In 2008, when the stock
were bearish, many foreign institutional investors (FIIs)
and other big investors chose to keep away from the 'block
deals' in stocks plunging the trading volumes through such
deals by 30 per cent
However, things changed for good and when the Sensex
raised by over 47 per cent since March 2009 the long term
institutional investors and minority shareholders have
started showing interest to raise funds through block deals.
Between January 2009 and February 2009, there were six block
deals worth Rs 232 crore. Recently, several big companies
like Dish TV, UltraTech Cement, Ambuja Cements and Tata
Steel like have carried out block deals to name a few.
But what are these block deals? How does it happen? And why is it being talked about now? How is it different from bulk deal? Let us see
What is block deal?
According to Securities and Exchange Board of India a block deal is a single transaction of a minimum quantity of five lakh shares or a minimum value of Rs 5 crore and is done between two parties through a separate window of the stock exchange that is open for only 35 minutes in the beginning of the trading hours.
SEBI has also made it mandatory for the stock brokers to disclose on a daily basis the block deals made through DUS or Data Upload Software.
Difference between block deal and bulk deal.

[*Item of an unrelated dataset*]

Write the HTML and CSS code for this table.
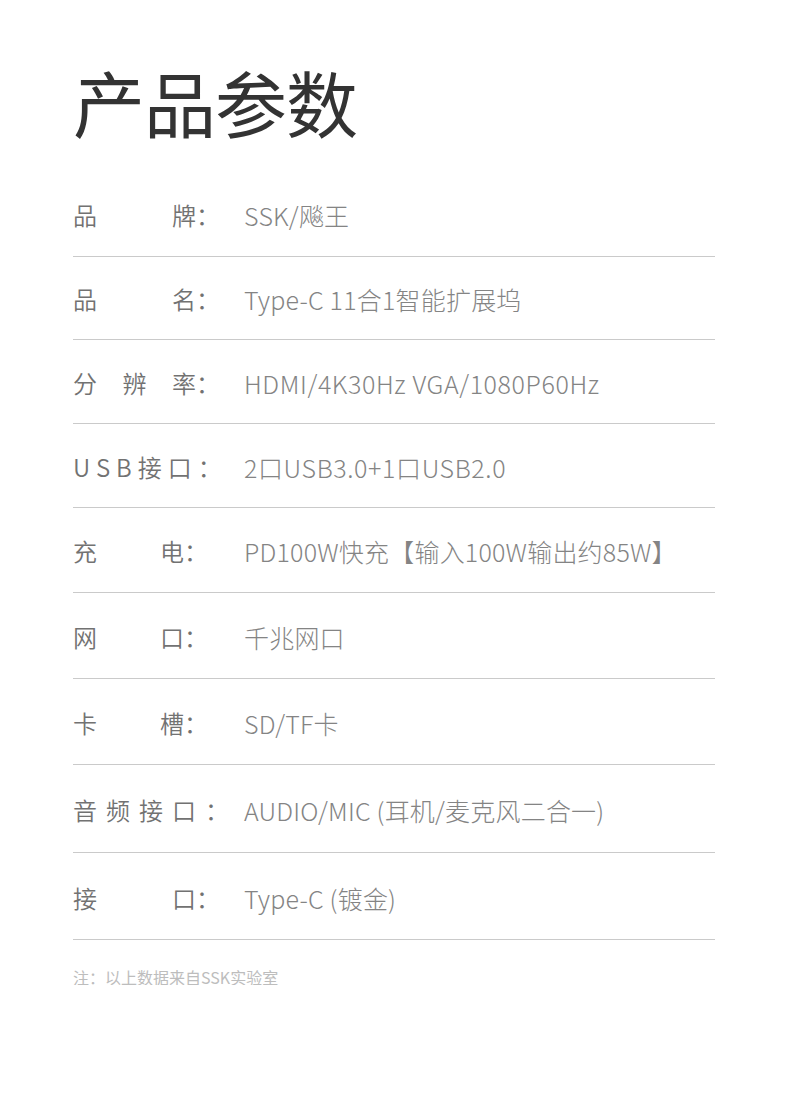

Unlike a block deal that happens through a separate window that is open for only 35 minutes in the beginning of the trading hours at the stock exchange, bulk deals happen all through the trading day. Another major difference is that a bulk deal is said to have happened if under a single client code and in a single or multiple transactions more than 0.5 per cent of a company's number of equity shares is traded
Who can go for these deals?
Generally, only the institutional players including the foreign institutional investors are the major participants in this type of deals. This also includes mutual funds, the various financial institutions, and companies carrying out insurance business, banks, and venture capitalists. Sometimes, many promoters use this window to arrange the issues that are related to cross holdings.
Statutory requirements that must be followed for block
SEBI has rules in place certain rules for carrying out block deals. It is mandatory that block deals should happen only through a separate window and for a period of 35 minutes only in the beginning of the trading hours. Also SEBI rules state that block deal orders should be placed for a price not exceeding +1 per cent to -1 per cent of the previous day's closing or the current market price. Delivery must be made for every trade executed and cannot be squared off or reversed. All details like the name of the scrip, the client's name, number of shares and traded price should be disclosed to the public through the DUS every day after market hours.